# DATA SHOWN
==========
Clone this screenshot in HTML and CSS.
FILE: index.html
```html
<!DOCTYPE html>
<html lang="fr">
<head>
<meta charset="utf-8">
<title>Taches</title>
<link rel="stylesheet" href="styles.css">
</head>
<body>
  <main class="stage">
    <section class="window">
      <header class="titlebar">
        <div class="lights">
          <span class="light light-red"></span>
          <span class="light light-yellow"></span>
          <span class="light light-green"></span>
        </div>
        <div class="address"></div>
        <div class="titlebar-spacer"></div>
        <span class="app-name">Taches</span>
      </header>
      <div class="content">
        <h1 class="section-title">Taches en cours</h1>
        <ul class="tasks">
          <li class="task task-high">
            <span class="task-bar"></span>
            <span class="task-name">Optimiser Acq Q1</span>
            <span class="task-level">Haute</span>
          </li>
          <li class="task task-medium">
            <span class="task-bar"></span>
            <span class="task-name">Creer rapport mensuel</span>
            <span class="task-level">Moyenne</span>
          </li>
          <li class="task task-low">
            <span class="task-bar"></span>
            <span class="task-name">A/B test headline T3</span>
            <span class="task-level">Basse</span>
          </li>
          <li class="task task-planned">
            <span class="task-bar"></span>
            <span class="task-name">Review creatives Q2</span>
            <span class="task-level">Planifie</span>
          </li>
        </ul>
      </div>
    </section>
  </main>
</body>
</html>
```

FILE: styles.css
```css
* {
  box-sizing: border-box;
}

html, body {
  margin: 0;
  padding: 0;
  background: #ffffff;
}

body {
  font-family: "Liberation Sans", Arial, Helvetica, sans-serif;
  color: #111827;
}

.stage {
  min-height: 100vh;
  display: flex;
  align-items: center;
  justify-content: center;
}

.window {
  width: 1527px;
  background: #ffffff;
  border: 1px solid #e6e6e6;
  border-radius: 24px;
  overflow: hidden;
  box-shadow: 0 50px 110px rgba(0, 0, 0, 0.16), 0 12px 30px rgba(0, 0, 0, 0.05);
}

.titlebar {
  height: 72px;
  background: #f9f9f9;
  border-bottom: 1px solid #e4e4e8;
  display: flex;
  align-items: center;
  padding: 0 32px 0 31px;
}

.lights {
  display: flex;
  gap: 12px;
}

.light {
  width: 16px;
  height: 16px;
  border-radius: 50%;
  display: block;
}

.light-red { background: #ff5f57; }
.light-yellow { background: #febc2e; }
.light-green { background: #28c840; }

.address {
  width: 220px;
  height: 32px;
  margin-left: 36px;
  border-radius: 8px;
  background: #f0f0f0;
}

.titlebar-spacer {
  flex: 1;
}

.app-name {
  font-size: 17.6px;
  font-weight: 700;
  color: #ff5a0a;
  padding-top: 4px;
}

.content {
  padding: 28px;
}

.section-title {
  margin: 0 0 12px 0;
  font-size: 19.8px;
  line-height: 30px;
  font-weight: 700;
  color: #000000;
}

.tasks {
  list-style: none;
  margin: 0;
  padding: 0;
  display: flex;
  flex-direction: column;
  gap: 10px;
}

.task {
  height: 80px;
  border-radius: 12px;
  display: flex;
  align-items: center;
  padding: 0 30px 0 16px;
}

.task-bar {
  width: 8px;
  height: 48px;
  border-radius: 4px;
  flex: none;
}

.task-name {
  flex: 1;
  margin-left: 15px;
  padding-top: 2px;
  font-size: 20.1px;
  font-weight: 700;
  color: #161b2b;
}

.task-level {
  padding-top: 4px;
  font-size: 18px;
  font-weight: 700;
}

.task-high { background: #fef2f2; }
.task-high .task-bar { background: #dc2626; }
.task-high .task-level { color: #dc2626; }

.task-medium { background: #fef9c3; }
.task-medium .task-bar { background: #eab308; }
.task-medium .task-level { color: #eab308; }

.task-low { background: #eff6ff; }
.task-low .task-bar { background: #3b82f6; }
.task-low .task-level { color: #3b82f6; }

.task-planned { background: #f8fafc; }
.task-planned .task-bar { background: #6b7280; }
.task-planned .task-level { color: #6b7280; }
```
==========
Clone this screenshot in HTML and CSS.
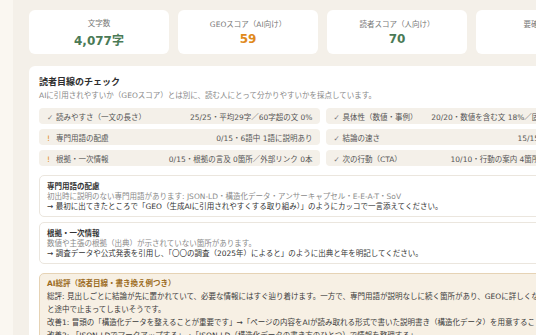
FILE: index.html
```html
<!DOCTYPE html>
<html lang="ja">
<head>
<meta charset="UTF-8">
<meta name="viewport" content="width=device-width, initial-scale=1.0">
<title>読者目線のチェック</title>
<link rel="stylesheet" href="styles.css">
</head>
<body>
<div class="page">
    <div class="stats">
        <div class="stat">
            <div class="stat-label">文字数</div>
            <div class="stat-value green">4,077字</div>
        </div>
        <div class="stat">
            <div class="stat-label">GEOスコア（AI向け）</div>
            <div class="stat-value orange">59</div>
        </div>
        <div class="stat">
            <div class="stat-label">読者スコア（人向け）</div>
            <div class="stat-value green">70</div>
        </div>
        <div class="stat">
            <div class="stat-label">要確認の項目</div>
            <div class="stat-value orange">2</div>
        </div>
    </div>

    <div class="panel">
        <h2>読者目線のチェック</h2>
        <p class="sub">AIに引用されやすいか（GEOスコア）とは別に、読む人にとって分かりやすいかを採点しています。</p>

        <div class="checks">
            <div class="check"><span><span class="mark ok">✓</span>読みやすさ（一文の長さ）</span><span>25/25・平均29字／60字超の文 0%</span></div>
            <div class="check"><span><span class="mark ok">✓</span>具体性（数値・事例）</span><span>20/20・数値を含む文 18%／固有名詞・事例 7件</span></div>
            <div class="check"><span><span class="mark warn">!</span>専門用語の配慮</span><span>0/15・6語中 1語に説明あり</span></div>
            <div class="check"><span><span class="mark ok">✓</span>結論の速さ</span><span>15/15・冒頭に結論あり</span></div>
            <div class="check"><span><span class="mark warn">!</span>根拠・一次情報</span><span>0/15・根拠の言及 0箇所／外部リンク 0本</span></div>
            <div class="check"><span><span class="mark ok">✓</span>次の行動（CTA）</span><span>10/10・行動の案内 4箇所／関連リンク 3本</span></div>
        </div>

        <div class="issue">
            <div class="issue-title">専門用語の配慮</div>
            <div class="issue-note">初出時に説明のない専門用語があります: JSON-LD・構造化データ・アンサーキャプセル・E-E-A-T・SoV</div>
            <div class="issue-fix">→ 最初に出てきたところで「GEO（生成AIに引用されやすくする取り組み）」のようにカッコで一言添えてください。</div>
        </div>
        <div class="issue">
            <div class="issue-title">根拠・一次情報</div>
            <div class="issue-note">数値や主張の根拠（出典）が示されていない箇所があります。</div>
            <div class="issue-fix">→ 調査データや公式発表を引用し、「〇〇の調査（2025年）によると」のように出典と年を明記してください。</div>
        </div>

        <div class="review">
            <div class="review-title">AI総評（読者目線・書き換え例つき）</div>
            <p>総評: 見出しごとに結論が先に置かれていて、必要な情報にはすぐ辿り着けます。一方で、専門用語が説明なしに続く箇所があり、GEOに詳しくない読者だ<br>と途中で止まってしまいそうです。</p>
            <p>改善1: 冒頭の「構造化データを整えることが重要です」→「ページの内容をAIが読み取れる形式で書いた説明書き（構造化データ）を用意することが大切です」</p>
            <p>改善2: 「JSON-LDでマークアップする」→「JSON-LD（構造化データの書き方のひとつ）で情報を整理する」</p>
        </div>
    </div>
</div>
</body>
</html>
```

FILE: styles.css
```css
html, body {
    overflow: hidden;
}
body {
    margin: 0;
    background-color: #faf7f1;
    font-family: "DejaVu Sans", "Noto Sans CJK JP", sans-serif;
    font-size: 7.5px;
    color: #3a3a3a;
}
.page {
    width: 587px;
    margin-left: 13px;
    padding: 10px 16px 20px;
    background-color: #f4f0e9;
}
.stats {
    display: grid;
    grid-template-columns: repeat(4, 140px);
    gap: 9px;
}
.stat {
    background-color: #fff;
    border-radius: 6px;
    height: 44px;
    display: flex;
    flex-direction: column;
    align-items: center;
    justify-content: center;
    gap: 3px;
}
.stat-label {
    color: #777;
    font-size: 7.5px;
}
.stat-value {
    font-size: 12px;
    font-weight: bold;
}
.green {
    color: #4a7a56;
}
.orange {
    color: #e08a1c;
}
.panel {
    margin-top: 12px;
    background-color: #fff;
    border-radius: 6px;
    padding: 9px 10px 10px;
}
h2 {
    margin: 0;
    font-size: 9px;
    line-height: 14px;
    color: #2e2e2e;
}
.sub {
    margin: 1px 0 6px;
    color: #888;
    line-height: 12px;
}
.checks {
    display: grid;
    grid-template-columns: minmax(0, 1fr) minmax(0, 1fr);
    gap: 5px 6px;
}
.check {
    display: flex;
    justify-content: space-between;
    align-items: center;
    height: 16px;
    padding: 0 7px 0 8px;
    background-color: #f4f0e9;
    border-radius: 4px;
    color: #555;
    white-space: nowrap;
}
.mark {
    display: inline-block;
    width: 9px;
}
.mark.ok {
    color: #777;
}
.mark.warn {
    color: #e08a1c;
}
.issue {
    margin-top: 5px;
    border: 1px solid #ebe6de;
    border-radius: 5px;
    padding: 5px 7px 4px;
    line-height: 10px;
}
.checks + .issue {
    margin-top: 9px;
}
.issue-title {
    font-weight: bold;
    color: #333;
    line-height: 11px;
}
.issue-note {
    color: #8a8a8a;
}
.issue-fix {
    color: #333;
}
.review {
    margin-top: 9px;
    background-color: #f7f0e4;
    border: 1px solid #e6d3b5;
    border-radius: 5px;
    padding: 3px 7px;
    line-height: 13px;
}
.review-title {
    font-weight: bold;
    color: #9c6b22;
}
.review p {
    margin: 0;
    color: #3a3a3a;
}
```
==========
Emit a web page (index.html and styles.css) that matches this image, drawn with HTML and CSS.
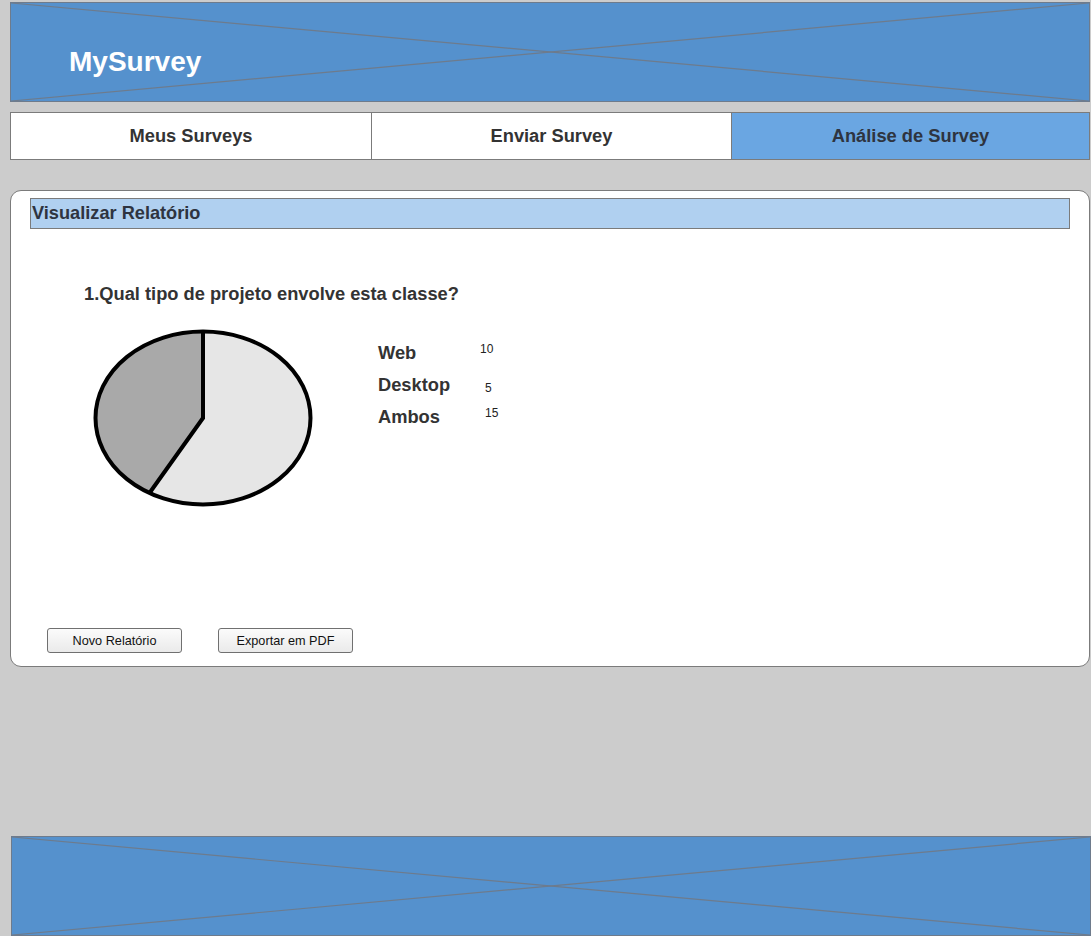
==========
# EXERCISE DIRECTIONS
Tally the lines above that contain the word "page", and reply with only the number.

# TASK RESULT
3